DEMOGRAPHICS ON POPULATION
Demographics indicate the region’s population size, age, and gender makeup. Additional demographic information on race and ethnicity, as well as demographics on industry and occupation jobs, can be found in the Data section.
To jump deeper into the data available on CVSuite visit the CVSuite Data guide.
The Snapshot Report is a single-page report analyzing the major aspects of your region’s creative economy. Similar to the Dashboard, it includes information on CVI values, creative occupations, creative industries, and nonprofit revenues. There are also some additional statistics on trends and top industry and occupation groups. The Snapshot Report is a perfect report to print on-the-go for internal meetings, sharing with board members, upper management, and legislators. Snapshot Reports can be paired with the Data Charts also available in the tool to offer a full view of the creative economy in the region.
The Snapshot Report has five sections:
- CVI Value
- Creative Occupations
- Creative Industries
- Nonprofit Revenues
- Data Sources
For more on how to use the Snapshot Report visit the Reports and Visualizations page.
CVSuite allows for deeper analysis and allows you to download the raw data into a spreadsheet. To download the data, visit the Data section and click on the Download Excel icon. You can download the spreadsheet data for occupation, industry, nonprofit, and demographic data.

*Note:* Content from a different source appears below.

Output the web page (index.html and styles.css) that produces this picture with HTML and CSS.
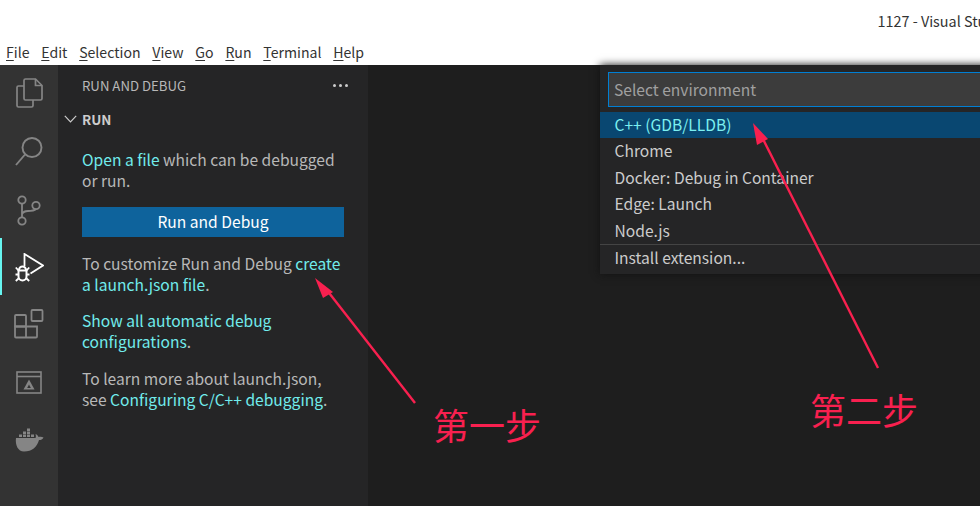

Keep in mind that the data is based on your settings, region, and year of data.
Each Excel download will include:
- Cover page;
- Data sheet; and
- Source page.
The cover page will include:
- Your organization’s name;
- Report type;
- Your region’s name;
- Date the report was generated;
- Timeframe of report data;
- Areas that make up your region;
- The number of SOC or NAICS Codes you’ve chosen; and
- Your chosen classes of workers.
The Data Sheet is where you will find the raw data for your chosen data settings.
Occupation data points include:
- SOC Code;
- Occupation Name;
- Start year number of jobs;
- End year number of jobs;
- Change in jobs from start year to end year;
- Percent change in jobs from start year to end year;
- Median hourly earnings;
- Average hourly earnings;
- National location quotients;
- Gender; and
- NOTE: Demographic data is not available for the ZIP Code level.
Industry data points include:
- NAICs code;
- Industry name;
- Industry sales;
- Industry job numbers;
- Earnings per job, start year;
- Earnings per job, end year;
- Percent change of earnings per job;
- Total industry earnings;
- National location quotients;
- Gender; and
- NOTE: Demographic data is not available for the ZIP Code level.
Demographic data points include:
- Gender; and
NOTE: Demographic data is not available for the ZIP Code level.
The demographic data spreadsheet includes data organized by the industries, occupations, and regions that make up your chosen area of analysis.
Nonprofit data points include:
Nonprofit data by region
- Region name;
- Program revenues;
- Contributions and gifts;
- Investment income;
- Special event revenues; and
- Total revenues.
Nonprofit data by type
- Nonprofit type;
- Number of organizations of given type;
- Percentage of share of nonprofit organizations; and
- Program Revenues for nonprofit type.